O Paulo fotografou esta frase em Torres Novas, e diz: «Coração bloqueado. Beijar para desbloquear». Trata-se de uma expressão bem-humorada, que reformula uma frase que todos conhecemos, e que costumamos encontrar em ecrãs bloqueados e nos quais temos de tocar para serem desbloqueados. Ora, na frase escrita na parede, trata-se de um coração que está bloqueado e que é necessário beijar para desbloquear.
Há situações em que, efetivamente, sentimos o coração bloqueado, em que não estamos disponíveis para amar, seja porque já sofremos algum desgosto ou apenas porque não estamos recetivos a que outra pessoa entre na nossa vida e partilhe os nossos segredos recônditos. Acalentamos, no entanto, a esperança de ser «salvos» por um coração disponível, com o qual possamos vir a partilhar momentos agradáveis. Esperamos um príncipe encantado ou uma princesa encantada, que nos beije e nos devolva à vida, adormecidos que estamos no marasmo do dia a dia, nos sentimentos que deixámos suspensos em algum ponto do nosso percurso. Quase parece uma contradição: não estamos disponíveis, mas, simultaneamente, temos a secreta vontade de ser encontrados e tocados pela seta do Cupido. É «Este o nosso destino», nas palavras de Drummond de Andrade: «amor sem conta, / distribuído pelas coisas pérfidas ou nulas, /doação ilimitada a uma completa ingratidão, / e na concha vazia do amor a procura medrosa, / paciente, de mais e mais amor».
Aguardar por um beijo que desbloqueie o coração é aguardar por alguém que o faça continuar a bater ou que o faça bater com mais força, que dê novo alento à esperança que temos de ser felizes e de viver plenamente a vida.
Não é possível viver sem amor. Podemos sobreviver, mas não vivemos plenamente, porque é o amor que torna a vida completa.

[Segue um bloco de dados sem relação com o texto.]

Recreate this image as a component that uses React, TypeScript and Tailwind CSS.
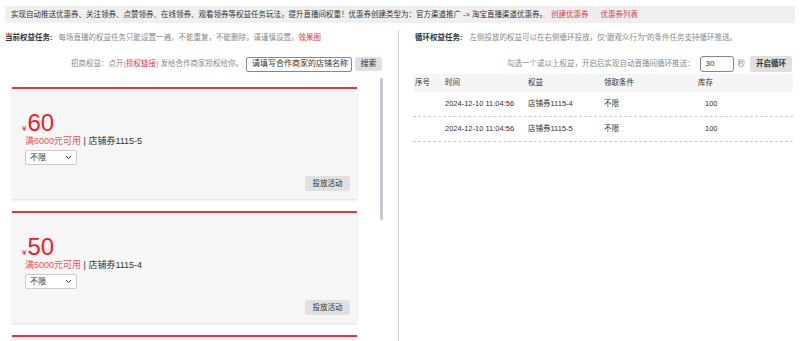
import React from "react";

const coupons = [
  { amount: "60", limit: "满6000元可用", name: "店铺券1115-5" },
  { amount: "50", limit: "满5000元可用", name: "店铺券1115-4" },
  { amount: "40", limit: "满4000元可用", name: "店铺券1115-3" },
];

const rows = [
  { time: "2024-12-10 11:04:56", name: "店铺券1115-4", cond: "不限", stock: "100" },
  { time: "2024-12-10 11:04:56", name: "店铺券1115-5", cond: "不限", stock: "100" },
];

const CouponCard: React.FC<{ amount: string; limit: string; name: string }> = ({ amount, limit, name }) => (
  <div className="h-[112px] shrink-0 border-t-2 border-[#e8343f] bg-[#f6f6f6] shadow-[0_1px_2px_rgba(0,0,0,0.15)] pl-[10px] pr-[7px] pt-[21px] flex flex-col">
    <div className="h-[25px] flex items-baseline text-[#f01c2c]">
      <span className="text-[8px] leading-none mr-[1px]">¥</span>
      <span className="text-[24px] leading-[25px]">{amount}</span>
    </div>
    <div className="pl-[3px] text-[9px] leading-[12px] text-[#333]">
      <span className="text-[#f0504f]">{limit}</span> | {name}
    </div>
    <div className="pl-[3px] mt-[3px]">
      <div className="w-[52px] h-[15px] bg-white border border-[#ccc] rounded-[2px] flex items-center justify-between px-[4px] text-[8px] text-[#333]">
        <span>不限</span>
        <svg width="7" height="5" viewBox="0 0 7 5" fill="none" stroke="#333" strokeWidth="1">
          <path d="M1 1l2.5 2.5L6 1" />
        </svg>
      </div>
    </div>
    <div className="flex justify-end mt-[11px]">
      <button className="h-[15px] w-[45px] bg-[#e0e0e0] rounded-[3px] text-[7.5px] text-[#333] leading-[15px]">投放活动</button>
    </div>
  </div>
);

export default function App() {
  return (
    <div
      className="w-[800px] h-[341px] overflow-hidden bg-white text-[7.5px] text-[#333]"
      style={{ fontFamily: '"Liberation Sans", "Noto Sans CJK SC", sans-serif' }}
    >
      {/* Top notice */}
      <div className="px-[5px] pt-[6px]">
        <div className="h-[17px] bg-[#efefef] px-[6px] flex items-center whitespace-nowrap text-[#333]">
          实现自动推送优惠券、关注领券、点赞领券、在线领券、观看领券等权益任务玩法，提升直播间权重！优惠券创建类型为：官方渠道推广 -&gt; 淘宝直播渠道优惠券。
          <span className="text-[#e8343f] ml-[4px]">创建优惠券</span>
          <span className="text-[#ddd] mx-[5px]">|</span>
          <span className="text-[#e8343f]">优惠券列表</span>
        </div>
      </div>

      <div className="flex h-[318px]">
        {/* Left panel */}
        <div className="w-[399px] shrink-0 border-r border-[#ccc] mt-[7px] flex flex-col">
          <div className="h-[15px] flex items-center pl-[5px] whitespace-nowrap">
            <span className="font-bold text-[#333]">当前权益任务:</span>
            <span className="ml-[6px] text-[#888]">每场直播的权益任务只能设置一遍，不能重复，不能删除，请谨慎设置。</span>
            <span className="text-[#e8343f]">效果图</span>
          </div>
          <div className="flex items-center justify-end pr-[16px] mt-[11px] h-[16px] whitespace-nowrap">
            <span className="text-[#888]">
              招商权益：点开(<span className="text-[#e8343f]">授权链接</span>) 发给合作商家授权给你。
            </span>
            <div className="ml-[3px] w-[106px] h-[15px] border border-[#888] rounded-[2px] flex items-center px-[5px] text-[8px] text-[#333]">
              请填写合作商家的店铺名称
            </div>
            <button className="ml-[3px] h-[14px] w-[27px] bg-[#e0e0e0] rounded-[2px] text-[8px] text-[#333] leading-[14px]">搜索</button>
          </div>
          <div className="flex mt-[6px] flex-1 overflow-hidden">
            <div className="ml-[12px] w-[345px] pt-[9px] flex flex-col gap-[12px]">
              {coupons.map((c) => (
                <CouponCard key={c.name} {...c} />
              ))}
            </div>
            <div className="ml-[23px] w-[3px] h-[142px] bg-[#c5cad3] rounded-[1px]" />
          </div>
        </div>

        {/* Right panel */}
        <div className="flex-1 mt-[7px] flex flex-col">
          <div className="h-[15px] flex items-center pl-[16px] whitespace-nowrap">
            <span className="font-bold text-[#333]">循环权益任务:</span>
            <span className="ml-[7px] text-[#888]">左侧投放的权益可以在右侧循环投放，仅“跟观众行为”的条件任务支持循环推送。</span>
          </div>
          <div className="flex items-center justify-end pr-[8px] mt-[10px] h-[17px] whitespace-nowrap">
            <span className="text-[#888]">勾选一个或以上权益，开启后实现自动直播间循环推送：</span>
            <div className="ml-[5px] w-[34px] h-[16px] border border-[#888] rounded-[3px] flex items-center px-[5px] text-[8px] text-[#333]">30</div>
            <span className="ml-[4px] text-[#888]">秒</span>
            <button className="ml-[5px] h-[16px] w-[42px] bg-[#e0e0e0] rounded-[2px] font-bold text-[#333] leading-[16px]">开启循环</button>
          </div>
          <div className="ml-[14px] mr-[7px] mt-[2px]">
            <div className="h-[18px] bg-[#f5f5f5] flex items-center text-[#333]">
              <span className="w-[32px] pl-[2px]">序号</span>
              <span className="w-[83px]">时间</span>
              <span className="w-[76px]">权益</span>
              <span className="w-[94px]">领取条件</span>
              <span>库存</span>
            </div>
            {rows.map((r) => (
              <div key={r.name} className="h-[25px] border-b border-dashed border-[#ccc] flex items-center text-[#333]">
                <span className="w-[32px]" />
                <span className="w-[83px]">{r.time}</span>
                <span className="w-[76px]">{r.name}</span>
                <span className="w-[94px]">{r.cond}</span>
                <span className="pl-[7px]">{r.stock}</span>
              </div>
            ))}
          </div>
        </div>
      </div>
    </div>
  );
}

É esse sentimento aglutinador que dá sentido à vida, que faz de nós seres humanos plenos.
Como diz Manuel Vilas, no seu livro Em Tudo Havia Beleza, «A estima dos outros [eu diria o amor dos outros] acaba por ser a única cédula da nossa existência». Ele di-lo no sentido em que, depois de morrermos, apenas existimos na memória daqueles que nos recordam e gostaram de nós. Mas até esse exemplo revela a importância que tem o amor na nossa existência – perdura para além do espaço e do tempo.
Tolentino Mendonça cita Jacques Lacan para falar do amor: «O amor é dar ao outro aquilo que não se tem». E acrescenta: «Dar aquilo que não se tem significa dizer ao outro, de uma maneira clara, confiada e extrema, a falta que a sua vida abre em nós. Significa assinalar o seu lugar único e insubstituível escavado no que há de mais profundo no nosso ser». Esta é uma forma belíssima de ver o amor, valorizando o outro naquilo que é e naquilo que provoca em nós. Amar alguém é, pois, dar-lhe um lugar único na nossa vida, no «mais profundo do nosso ser». E se pensarmos no amor de um pai ou de uma mãe por um filho talvez seja esta a forma mais óbvia de nos apercebermos de que realmente o amor nos faz dar ao outro «aquilo que não se tem». Porque o amor é um sentimento muito profundo, muito verdadeiro, ao contrário de outras sensações que, por vezes, sentimos, e que não passam de falsas emoções.